Les révolutionnaires doivent donc éviter de théoriser sur le monde à partir de leur champ d’action, de leurs choix locaux tactiques ou stratégiques. Et pour l’éviter, ils ne doivent pas se contenter de parler de « ce qu’ils connaissent » mais se lier aux groupes des autres pays, échanger des appréciations de la situation.
Même s’il existe de nombreux groupes trotskistes et même quasiment dans tous les pays, ces échanges et discussions sérieuses sur l’état du mouvement ouvrier sont plus que rares. Elles se réduisent le plus souvent à une résolution de congrès qui n’a pas grande influence sur la politique des organisations dans chaque pays et à pas la discussion d’une politique et encore moins à des échanges entre militants en vue de constituer des équipes ayant confiance entre elles et confrontant leurs critères de jugement. Et sans cela, ces regroupements n’ont d’international que le nom, car ils ne sont que des rassemblements sans réelle direction internationale. C’est malheureusement cela le bilan de la IV ème internationale et des divers groupes qui en sont sortis. C’est justement de n’avoir jamais voulu tirer le bilan qui est le pire drame et pas d’avoir fait des erreurs ou d’avoir subi des pressions.
On ne pourra pas éviter ces échanges sur la manière de comprendre le passé du mouvement révolutionnaire si on veut constituer un jour une internationale, car le premier pas est cet échange entre militants ne visant pas à ramener à son regroupement contre celui du voisin.

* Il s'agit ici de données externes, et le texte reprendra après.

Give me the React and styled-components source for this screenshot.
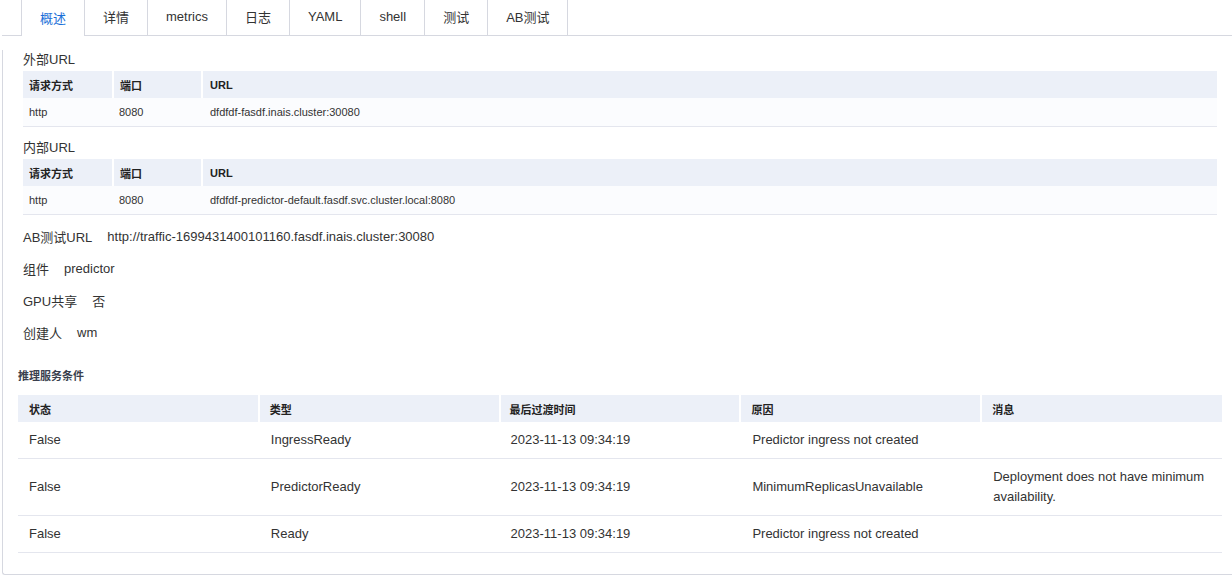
import React, { useState } from 'react';
import styled, { createGlobalStyle } from 'styled-components';

const GlobalStyle = createGlobalStyle`
  body {
    margin: 0;
    background: #fff;
    font-family: 'Liberation Sans', Arial, 'Noto Sans CJK SC', sans-serif;
    color: #333;
  }
`;

const Page = styled.div`
  padding-left: 2px;
  width: 1230px;
`;

const TabBar = styled.div`
  display: flex;
  align-items: flex-start;
  height: 35px;
  padding-left: 19px;
  border-bottom: 1px solid #d6d8e0;
`;

const Tab = styled.div`
  height: ${(props) => (props.active ? '36px' : '35px')};
  box-sizing: border-box;
  padding: 0 18px 2px;
  display: flex;
  align-items: center;
  font-size: 13px;
  background: #fff;
  border-right: 1px solid #d6d8e0;
  border-left: ${(props) => (props.first ? '1px solid #d6d8e0' : 'none')};
  color: ${(props) => (props.active ? '#1a6fd8' : '#333')};
  cursor: pointer;
`;

const Panel = styled.div`
  border-left: 1px solid #d6d8e0;
  border-bottom: 1px solid #d6d8e0;
  border-bottom-left-radius: 3px;
  padding-bottom: 21px;
`;

const Section = styled.div`
  padding: ${(props) => props.pad};
`;

const SectionTitle = styled.div`
  font-size: 13px;
  line-height: 20px;
  margin-top: ${(props) => props.top || '11px'};
  margin-bottom: 1px;
  color: #333;
`;

const Table = styled.table`
  width: 100%;
  border-collapse: collapse;
  table-layout: fixed;
`;

const Th = styled.th`
  box-sizing: border-box;
  height: 27px;
  padding: 0 0 0 ${(props) => props.pl || '6px'};
  text-align: left;
  font-size: 11px;
  font-weight: bold;
  color: #222;
  background: #ecf0f8;
  border-left: ${(props) => (props.sep ? '2px solid #fff' : 'none')};
  width: ${(props) => props.w || 'auto'};
`;

const Td = styled.td`
  height: 28px;
  padding: 0 0 0 ${(props) => props.pl || '6px'};
  font-size: 11px;
  color: #333;
  background: #fbfcfe;
  border-bottom: 1px solid #e4e6ee;
`;

const CondTd = styled.td`
  padding: 8px ${(props) => props.pr || '0'} 8px ${(props) => props.pl || '11px'};
  font-size: 13px;
  line-height: 20px;
  color: #333;
  background: #fff;
  border-bottom: 1px solid #e4e6ee;
`;

const InfoList = styled.div`
  margin-top: 5px;
`;

const InfoRow = styled.div`
  display: flex;
  align-items: center;
  height: 32px;
  font-size: 13px;
  color: #333;
`;

const InfoLabel = styled.span`
  margin-right: 15px;
`;

const CondTitle = styled.div`
  font-size: 11px;
  font-weight: bold;
  line-height: 20px;
  margin: 18px 0 9px;
  color: #3a3f4e;
`;

const tabs = ['概述', '详情', 'metrics', '日志', 'YAML', 'shell', '测试', 'AB测试'];

const conditions = [
  { status: 'False', type: 'IngressReady', time: '2023-11-13 09:34:19', reason: 'Predictor ingress not created', msg: '' },
  {
    status: 'False',
    type: 'PredictorReady',
    time: '2023-11-13 09:34:19',
    reason: 'MinimumReplicasUnavailable',
    msg: 'Deployment does not have minimum availability.',
  },
  { status: 'False', type: 'Ready', time: '2023-11-13 09:34:19', reason: 'Predictor ingress not created', msg: '' },
];

const UrlTable = ({ url }) => (
  <Table>
    <thead>
      <tr>
        <Th w="90px">请求方式</Th>
        <Th w="89px" sep>端口</Th>
        <Th sep pl="7px">URL</Th>
      </tr>
    </thead>
    <tbody>
      <tr>
        <Td>http</Td>
        <Td>8080</Td>
        <Td pl="8px">{url}</Td>
      </tr>
    </tbody>
  </Table>
);

const App = () => {
  const [active, setActive] = useState(0);

  return (
    <Page>
      <GlobalStyle />
      <TabBar>
        {tabs.map((t, i) => (
          <Tab key={t} first={i === 0} active={i === active} onClick={() => setActive(i)}>
            {t}
          </Tab>
        ))}
      </TabBar>
      <Panel>
        <Section pad="0 15px 0 20px">
          <SectionTitle top="14px">外部URL</SectionTitle>
          <UrlTable url="dfdfdf-fasdf.inais.cluster:30080" />
          <SectionTitle>内部URL</SectionTitle>
          <UrlTable url="dfdfdf-predictor-default.fasdf.svc.cluster.local:8080" />
          <InfoList>
            <InfoRow>
              <InfoLabel>AB测试URL</InfoLabel>
              http://traffic-1699431400101160.fasdf.inais.cluster:30080
            </InfoRow>
            <InfoRow>
              <InfoLabel>组件</InfoLabel>
              predictor
            </InfoRow>
            <InfoRow>
              <InfoLabel>GPU共享</InfoLabel>
              否
            </InfoRow>
            <InfoRow>
              <InfoLabel>创建人</InfoLabel>
              wm
            </InfoRow>
          </InfoList>
        </Section>
        <Section pad="0 10px 0 15px">
          <CondTitle>推理服务条件</CondTitle>
          <Table>
            <thead>
              <tr>
                <Th pl="11px">状态</Th>
                <Th pl="10px" sep>类型</Th>
                <Th pl="9px" sep>最后过渡时间</Th>
                <Th pl="10px" sep>原因</Th>
                <Th pl="10px" sep>消息</Th>
              </tr>
            </thead>
            <tbody>
              {conditions.map((c) => (
                <tr key={c.type}>
                  <CondTd>{c.status}</CondTd>
                  <CondTd pl="12px">{c.type}</CondTd>
                  <CondTd>{c.time}</CondTd>
                  <CondTd pl="12px">{c.reason}</CondTd>
                  <CondTd pl="12px" pr="12px">{c.msg}</CondTd>
                </tr>
              ))}
            </tbody>
          </Table>
        </Section>
      </Panel>
    </Page>
  );
};

export default App;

Et de nouvelles situations doivent être appréciées par les révolutionnaires : chute du stalinisme, manière de profiter de la situation pour l’implantation des révolutionnaires dans la classe ouvrière, comment ne pas se retrouver à la remorque d’autres forces sociales dirigées par les réformistes, les nationalistes, les syndicalistes ou les staliniens.


[1C’est même sous la pression insistante de l’impérialisme que l’URSS a été occuper une partie de la Corée.

[2Les fois où cette guerre a failli éclater entre les USA et l’URSS, ce n’est pas du fait de l’opposition irréductible entre deux systèmes (opposition dont la bureaucratie n’a jamais été le représentant) mais d’engrenages qu’aucun des deux camps n’avaient souhaité, comme au début de la guerre de Corée.

[3Tout à fait caractéristique est le fait que l’impérialisme n’ait vu aucun obstacle à ce que Hong Kong rejoigne la Chine.

[4En 1990, déjà, dans la guerre du Golfe, les USA ont fait pression sur tous les pays, un par un pour qu’ils participent d’une manière ou d’une autre. Bien entendu ce n’était pas une nécessité militaire mais politique. C’est comme cela que l’on pouvait trouver dans les régiments envoyés là-bas y compris des troupes sénégalaises !

[5Par exemple en Chine 89, si les étudiants ont été le facteur déclenchant des événements de la place Tienanmen, les travailleurs ont eux aussi joué leur rôle. Un quart de la place était tous les jours occupé par les ouvriers qui avaient proclamé la nécessité d’une syndicat libre et la mobilisation était réelle. Quand les forces armées ont essayé une première fois d’envahir la place, ils ont été arrêtés par une mobilisation extraordinaire des travailleurs qui ont bloqué toutes les artères menant à la place et entrepris spontanément de démoraliser les soldats. Autre point frappant, après la défaite et la répression, dans la liste des personnes recherchées affichée tous les jours à la TV et dans la liste des condamnés à mort publiée par le pouvoir il y avait une majorité d’ouvriers. Cela n’empêche pas tous les commentateurs de n’y voir qu’un mouvement étudiant alors qu’il est évident que ce que craignait le pouvoir et qui les a fait hésiter sur la manière de gérer la crise et même se diviser sur cette question était en première ligne le risque d’extension à la classe ouvrière.

[6Par exemple, en Indonésie on est passé de 45.000 travailleurs en grève en 1989 à 2.496.000 en 1996. Au Salvador, c’est en 1997 que l’on assisté à une montée spectaculaire : 645 grèves contre entre 30 et 40 grèves pendant toutes les années de 1988 à 1996. L’Algérie a connu une forte explosion des grèves lors de la grave crise sociale de 1988-89 où le nombre de grévistes est passé à 285.619 en 1988 et encore 357.652 en 1989. La Pologne a elle aussi connu ces éruptions : moins de 300 grèves avant 1992 puis 6351 en 1992, 7443 en 1993 et cela retombe à 429 en 1994 puis à moins de 40.